Monday, Mar. 17, 1997

PLAYS: STILL THE THING

By Richard Zoglin

Have the movies and TV spoiled us for theater? Splashy Broadway musicals still provide an experience that can't be duplicated on the screen. But straight plays these days too often seem like sitcom episodes padded out for an entire evening or like rough drafts for the Hollywood movies that will (if a play runs) surely follow. The surprise is that so many talented American playwrights--most of whom make their real money churning out screenplays--keep coming back to the stage, proving that theater can still, on those occasions when the stars and stage lights align, provide a magical experience.

Psychopathia Sexualis, the latest off-Broadway effort from John Patrick Shanley (Danny and the Deep Blue Sea, Four Dogs and a Bone), is, unfortunately, a model of what playwrights should avoid. It's a slim but labored farce about a young man (Andrew McCarthy) who can't make love without having his father's socks around and the psychiatrist (Edward Herrmann) who has taken them away. The stale shrink jokes wouldn't pass muster on an average episode of Seinfeld, not to mention Shanley's own better work, like his flavorful screenplay for Moonstruck. What Hollywood gave Shanley was discipline--and Cher.
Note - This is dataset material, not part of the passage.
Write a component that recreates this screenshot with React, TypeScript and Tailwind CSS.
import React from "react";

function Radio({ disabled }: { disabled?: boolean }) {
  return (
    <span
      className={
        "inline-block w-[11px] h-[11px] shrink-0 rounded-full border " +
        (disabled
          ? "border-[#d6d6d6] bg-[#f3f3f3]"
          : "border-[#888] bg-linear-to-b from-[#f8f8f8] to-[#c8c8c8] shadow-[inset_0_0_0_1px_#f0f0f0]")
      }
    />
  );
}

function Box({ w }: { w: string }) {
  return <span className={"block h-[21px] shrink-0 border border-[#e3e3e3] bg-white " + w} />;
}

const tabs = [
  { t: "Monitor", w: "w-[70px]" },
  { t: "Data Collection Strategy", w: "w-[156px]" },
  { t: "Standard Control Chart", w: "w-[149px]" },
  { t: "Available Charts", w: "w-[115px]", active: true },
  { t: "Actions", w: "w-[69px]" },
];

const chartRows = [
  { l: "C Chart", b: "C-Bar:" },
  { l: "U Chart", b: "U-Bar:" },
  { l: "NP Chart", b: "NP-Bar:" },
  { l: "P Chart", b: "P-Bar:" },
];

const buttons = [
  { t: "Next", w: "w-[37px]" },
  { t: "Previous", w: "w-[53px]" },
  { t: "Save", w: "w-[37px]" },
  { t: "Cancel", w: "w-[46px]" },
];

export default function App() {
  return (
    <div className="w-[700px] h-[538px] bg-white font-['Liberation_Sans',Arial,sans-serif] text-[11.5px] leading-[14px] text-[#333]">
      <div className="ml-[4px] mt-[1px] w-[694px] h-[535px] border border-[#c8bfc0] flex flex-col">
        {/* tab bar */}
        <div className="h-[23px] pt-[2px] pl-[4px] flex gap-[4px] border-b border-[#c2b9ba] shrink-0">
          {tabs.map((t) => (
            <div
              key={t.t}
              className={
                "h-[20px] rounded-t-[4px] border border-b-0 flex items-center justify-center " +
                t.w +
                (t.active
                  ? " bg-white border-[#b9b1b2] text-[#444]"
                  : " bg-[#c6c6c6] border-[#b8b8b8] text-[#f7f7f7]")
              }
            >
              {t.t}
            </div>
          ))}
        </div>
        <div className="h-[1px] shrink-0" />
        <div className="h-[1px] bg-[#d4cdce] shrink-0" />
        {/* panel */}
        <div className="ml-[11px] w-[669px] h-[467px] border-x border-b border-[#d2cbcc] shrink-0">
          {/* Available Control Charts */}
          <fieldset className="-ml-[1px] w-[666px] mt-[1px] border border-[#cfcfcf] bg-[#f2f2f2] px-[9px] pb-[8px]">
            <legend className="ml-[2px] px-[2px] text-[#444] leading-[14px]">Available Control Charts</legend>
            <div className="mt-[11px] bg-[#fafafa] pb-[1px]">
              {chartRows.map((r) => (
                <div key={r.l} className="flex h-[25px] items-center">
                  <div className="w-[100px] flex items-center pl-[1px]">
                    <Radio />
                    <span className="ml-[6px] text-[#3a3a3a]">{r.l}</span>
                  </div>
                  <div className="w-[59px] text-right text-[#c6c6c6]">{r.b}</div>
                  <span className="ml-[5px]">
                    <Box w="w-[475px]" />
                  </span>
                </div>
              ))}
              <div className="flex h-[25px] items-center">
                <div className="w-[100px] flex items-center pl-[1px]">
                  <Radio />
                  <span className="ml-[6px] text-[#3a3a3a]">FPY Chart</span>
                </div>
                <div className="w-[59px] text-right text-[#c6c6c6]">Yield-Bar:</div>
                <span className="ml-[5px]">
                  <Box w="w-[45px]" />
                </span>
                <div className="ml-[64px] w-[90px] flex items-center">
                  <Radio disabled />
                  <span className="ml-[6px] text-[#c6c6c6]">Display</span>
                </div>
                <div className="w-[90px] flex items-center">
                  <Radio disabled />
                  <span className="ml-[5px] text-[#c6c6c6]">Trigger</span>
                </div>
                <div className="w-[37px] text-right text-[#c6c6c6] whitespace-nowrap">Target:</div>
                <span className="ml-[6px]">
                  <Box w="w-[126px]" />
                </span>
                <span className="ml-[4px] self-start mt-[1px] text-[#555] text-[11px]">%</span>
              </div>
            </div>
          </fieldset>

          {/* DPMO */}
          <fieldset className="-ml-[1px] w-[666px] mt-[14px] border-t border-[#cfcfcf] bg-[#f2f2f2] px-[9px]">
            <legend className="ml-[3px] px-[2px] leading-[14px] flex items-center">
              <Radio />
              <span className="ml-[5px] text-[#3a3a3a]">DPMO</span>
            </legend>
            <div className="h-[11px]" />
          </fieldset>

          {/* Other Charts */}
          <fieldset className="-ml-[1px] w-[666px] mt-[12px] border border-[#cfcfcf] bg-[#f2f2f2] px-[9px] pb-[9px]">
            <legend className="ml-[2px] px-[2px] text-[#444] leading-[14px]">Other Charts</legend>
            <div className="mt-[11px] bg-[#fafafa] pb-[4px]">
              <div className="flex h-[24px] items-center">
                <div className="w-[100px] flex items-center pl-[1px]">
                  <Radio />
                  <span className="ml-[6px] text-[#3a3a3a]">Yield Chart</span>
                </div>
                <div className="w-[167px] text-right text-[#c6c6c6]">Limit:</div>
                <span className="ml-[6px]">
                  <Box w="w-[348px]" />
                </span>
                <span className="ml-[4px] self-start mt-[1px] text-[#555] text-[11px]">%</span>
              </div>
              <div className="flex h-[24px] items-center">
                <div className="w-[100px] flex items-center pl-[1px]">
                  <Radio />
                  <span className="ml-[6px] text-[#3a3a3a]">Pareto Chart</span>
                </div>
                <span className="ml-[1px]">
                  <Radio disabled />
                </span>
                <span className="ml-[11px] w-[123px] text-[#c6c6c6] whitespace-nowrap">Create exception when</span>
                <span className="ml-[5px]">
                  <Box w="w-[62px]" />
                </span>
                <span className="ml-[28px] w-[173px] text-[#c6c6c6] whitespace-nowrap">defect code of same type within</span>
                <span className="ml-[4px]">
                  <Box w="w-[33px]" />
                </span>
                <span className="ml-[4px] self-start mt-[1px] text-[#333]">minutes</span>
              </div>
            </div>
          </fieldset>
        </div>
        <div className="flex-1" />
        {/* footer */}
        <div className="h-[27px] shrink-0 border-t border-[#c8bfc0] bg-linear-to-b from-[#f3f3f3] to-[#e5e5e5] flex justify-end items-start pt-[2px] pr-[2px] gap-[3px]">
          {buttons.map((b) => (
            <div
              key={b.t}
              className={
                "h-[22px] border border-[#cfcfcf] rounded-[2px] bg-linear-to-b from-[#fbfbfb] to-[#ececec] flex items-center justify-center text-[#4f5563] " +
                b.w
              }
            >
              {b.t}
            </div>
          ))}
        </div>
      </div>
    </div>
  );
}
Discipline is what sets David Rabe's A Question of Mercy apart from the earnest TV movies that it resembles. Recently opened at the off-Broadway theater where Rent debuted, the play follows a conflicted doctor (Zach Grenier) as he tries to help a dying aids patient (Juan Carlos Hernandez) commit suicide. TV would have turned this into a moralistic issue drama about the right to die. Under Rabe's focused gaze, it becomes a cold-eyed look at what happens when that noble ideal runs up against fallible human beings. Rabe--who in the 1970s wrote big, impassioned plays about Vietnam (Streamers)--works on a much smaller canvas here. He immerses us in clinical details--like the doctor's careful instructions on how to take a fatal dose of pills (one at a time, with as little water as possible) or the compulsive conversation of the victim's lover (Stephen Spinella), who forces himself to go out to a movie when the deed is done. The narrow focus can be constricting (this is a small play on a big theme), but Rabe's jittery, naturalistic dialogue and Douglas Hughes' knife-edge direction make it a powerful, unmistakably theatrical event.
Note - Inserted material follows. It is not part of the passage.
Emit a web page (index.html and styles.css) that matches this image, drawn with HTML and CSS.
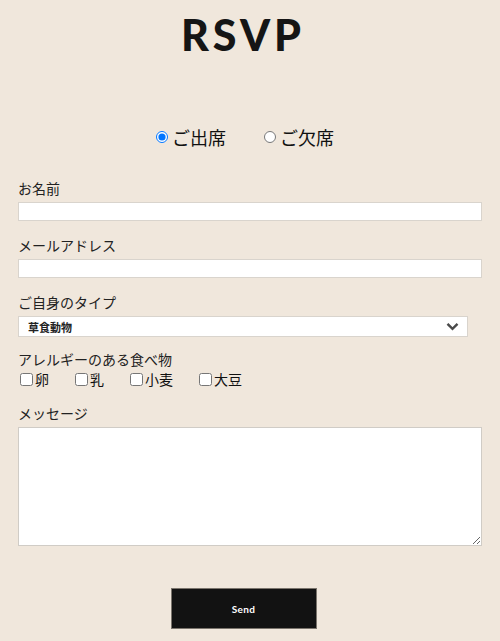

Hollywood has been good to Alfred Uhry. His first play, Driving Miss Daisy, was turned into an enormously popular movie, which won him an Oscar. His second, The Last Night of Ballyhoo, which just opened on Broadway, seems made to order for the movies as well: an old-fashioned family comedy-drama, set in Atlanta in 1939, on the eve of the premiere of Gone With the Wind. But it's a wonderful play on its own terms--richer, more textured than the rather schematic Miss Daisy, its originality rising subtly out of familiar elements.

Lala Levy (Jessica Hecht) is a socially awkward young Jewish woman, back home in Atlanta after an aborted semester at the University of Michigan. In between decorating the Christmas tree and ogling the Hollywood celebrities in town, she is trying to get a date for the big event of the Jewish social year, known as Ballyhoo. Reacting in various ways to her travails are her widowed mother; the unmarried uncle and widowed aunt who live with them; and her prettier, more socially assured cousin, home from Wellesley.

There's a comforting, Meet Me in St. Louis sweetness in the way this clan faces its small crises. But Uhry adds vinegar in the form of a sharply observed portrait of upper-middle-class Jews in the pre-World War II South. Theirs was a tricky dance of assimilation and accommodation, in which older families, like Lala's, scorned newer immigrants, represented by the kid from Brooklyn who has just gone to work for the family business. Uhry juggles a lot of elements with no evident strain: creating a believable family that seems both quirky and emblematic; exploring issues of Jewish self-hatred; giving hints of The Glass Menagerie and then taking a sharp right turn. Hollywood will probably shower the play with stars, but most likely will miss the delicacy of Ron Lagomarsino's understated direction and Dana Ivey's touching performance as Lala's stern, no-nonsense mother. She can get a laugh and evoke a lifetime of prefeminist frustration with a single line ("If I were running the Dixie Bedding Company, we'd all be rich by now") and find fresh heartbreak in the simplest lament: "I thought we were going to be happy when we grew up." That's not Hollywood schmaltz, folks; it's the real thing.